Similarly, Ora said, “As far as I’m concerned, Calvin is not a liberal arts institution any longer; it has gone the way of so many small colleges in investing and promoting programs that earn them money — i.e. STEM — and ignoring or cutting programs that are a financial drag. It’s the way of the world right now, but it’s unfortunate that the business of running a university has overcome the original intentions of this institution.”

This was not the Calvin I signed up for … and I am thoroughly disappointed,” said Sytsma.

Philosophy professor Kevin Timpe, whose office sits close to the Hiemenga entrance and the art display, commended the students’ expression, saying:  “This is the Calvin I came to be a part of.”

Bergeron chose Hiemenga for the display to reflect the impact that cuts have had on the humanities at Calvin. Hiemenga Hall, Calvin’s bastion of humanities and languages and the place every student enters to fulfill core requirements, was where many of the academic memories glued to the display wall were created.

Bergeron left a permanent marker next to the ceramic bowl at the center of the installation to encourage students to leave their own messages of remembrance. He began with his own: “I miss Professor Noe.”
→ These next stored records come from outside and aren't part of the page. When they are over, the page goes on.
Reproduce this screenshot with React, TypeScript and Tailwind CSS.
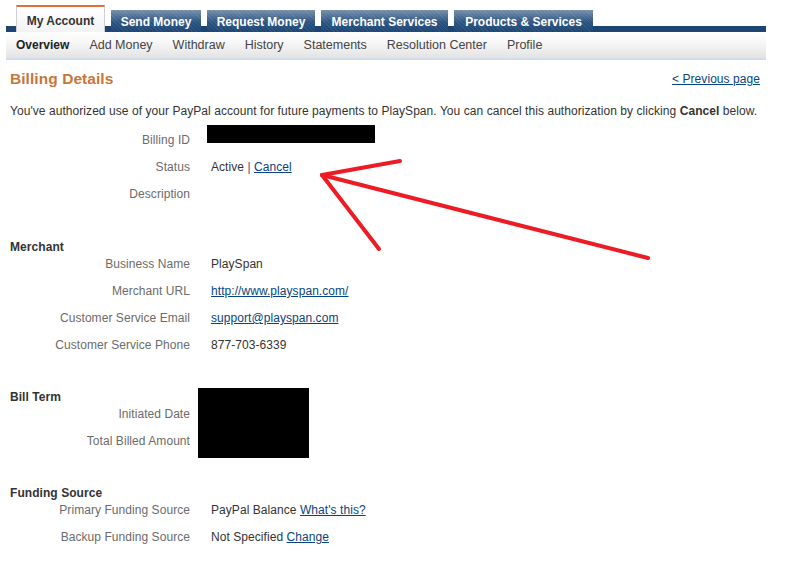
import React from "react";

const tabs = [
  { label: "Send Money", w: "w-[90px]" },
  { label: "Request Money", w: "w-[108px]" },
  { label: "Merchant Services", w: "w-[127px]" },
  { label: "Products & Services", w: "w-[139px]" },
];

const subnav = ["Overview", "Add Money", "Withdraw", "History", "Statements", "Resolution Center", "Profile"];

const Row = ({ label, children }: { label: string; children?: React.ReactNode }) => (
  <div className="flex h-[27px] items-start leading-[17px]">
    <div className="w-[180px] text-right text-[#6b6b6b]">{label}</div>
    <div className="ml-[21px] text-[#333]">{children}</div>
  </div>
);

const Heading = ({ children }: { children: React.ReactNode }) => (
  <div className="h-[17px] leading-[17px] font-bold text-[#333]">{children}</div>
);

const A = ({ children }: { children: React.ReactNode }) => (
  <a href="#" className="text-[#084482] underline">
    {children}
  </a>
);

export default function App() {
  return (
    <div className="relative w-[810px] h-[565px] overflow-hidden bg-white font-['Liberation_Sans',Arial,sans-serif] text-[12px] tracking-[0.06px]">
      {/* top navigation */}
      <div className="ml-[6px] w-[760px] tracking-normal">
        <div className="flex h-[32px] items-end gap-[6px] pl-[10px] bg-[linear-gradient(to_bottom,transparent_26px,#1c4573_26px)]">
          <div className="flex h-[27px] w-[89px] items-center justify-center pt-[2px] border-t-2 border-x border-t-[#e2703c] border-x-[#cfcfcf] bg-[linear-gradient(#ffffff,#f3f3f3)] font-bold text-[#333]">
            My Account
          </div>
          {tabs.map((t) => (
            <div
              key={t.label}
              className={`flex h-[22px] ${t.w} items-center justify-center pt-[1px] font-bold text-white bg-[repeating-linear-gradient(45deg,rgba(255,255,255,0.07)_0px,rgba(255,255,255,0.07)_1px,transparent_1px,transparent_3px),linear-gradient(#7890ab,#2a5482_55%,#1c4573)]`}
            >
              {t.label}
            </div>
          ))}
        </div>
        <div className="flex h-[28px] items-center gap-[20px] pl-[10px] border-b-2 border-[#d2ddeb] bg-[linear-gradient(#ffffff,#f7f7f7_40%,#e3e3e3)] text-[12.5px] text-[#444]">
          {subnav.map((s, i) => (
            <span key={s} className={i === 0 ? "font-bold text-[#222] text-[12px]" : ""}>
              {s}
            </span>
          ))}
        </div>
      </div>

      {/* content */}
      <div className="px-[10px]">
        <div className="mt-[9px] flex h-[20px] w-[750px] items-center justify-between">
          <h1 className="text-[15.5px] font-bold text-[#c8763a]">Billing Details</h1>
          <A>&lt; Previous page</A>
        </div>

        <p className="mt-[14px] whitespace-nowrap leading-[17px] text-[#333]">
          You've authorized use of your PayPal account for future payments to PlaySpan. You can cancel this
          authorization by clicking <b>Cancel</b> below.
        </p>

        <div className="mt-[12px]">
          <Row label="Billing ID" />
          <Row label="Status">
            Active <span className="text-[#5a3d7a]">|</span> <A>Cancel</A>
          </Row>
          <Row label="Description" />
        </div>

        <div className="mt-[26px]">
          <Heading>Merchant</Heading>
          <Row label="Business Name">PlaySpan</Row>
          <Row label="Merchant URL">
            <A>http://www.playspan.com/</A>
          </Row>
          <Row label="Customer Service Email">
            <A>support@playspan.com</A>
          </Row>
          <Row label="Customer Service Phone">877-703-6339</Row>
        </div>

        <div className="mt-[25px]">
          <Heading>Bill Term</Heading>
          <Row label="Initiated Date" />
          <Row label="Total Billed Amount" />
        </div>

        <div className="mt-[25px]">
          <Heading>Funding Source</Heading>
          <Row label="Primary Funding Source">
            PayPal Balance <A>What's this?</A>
          </Row>
          <Row label="Backup Funding Source">
            Not Specified <A>Change</A>
          </Row>
        </div>
      </div>

      {/* redaction boxes */}
      <div className="absolute left-[207px] top-[125px] h-[18px] w-[168px] bg-black" />
      <div className="absolute left-[198px] top-[388px] h-[70px] w-[111px] bg-black" />

      {/* hand-drawn arrow */}
      <svg className="pointer-events-none absolute inset-0" width="810" height="565">
        <g stroke="#ed1c24" strokeWidth="4" strokeLinecap="round" fill="none">
          <line x1="322" y1="175" x2="400" y2="161" />
          <line x1="322" y1="175" x2="379" y2="249" />
          <line x1="322" y1="175" x2="648" y2="258" />
        </g>
      </svg>
    </div>
  );
}
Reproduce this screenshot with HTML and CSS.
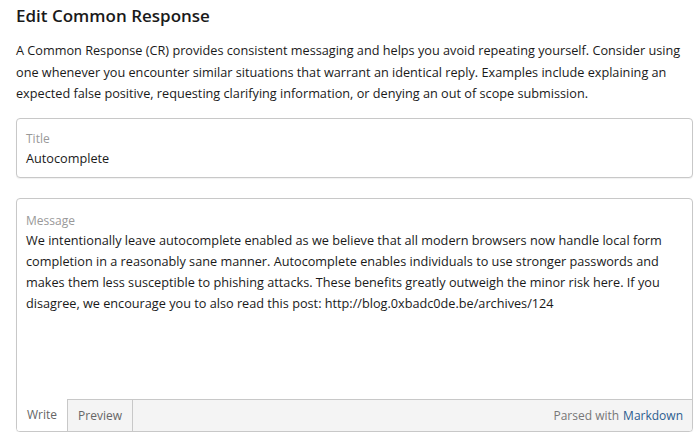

Progressively over the days following Wednesday night, the Calvin community has taken up his encouragement and covered the wall of paper with their own expressions of frustration, anger and remembrance. One student wrote on the paper a request to “expand this so we can write more.” 

Provost Toly encouraged students to continue to engage on these topics: “Students can reach out directly to me and other administrators. I’m always happy to schedule a lunch or coffee – with one student or with a group – to hear about their hopes for Calvin.”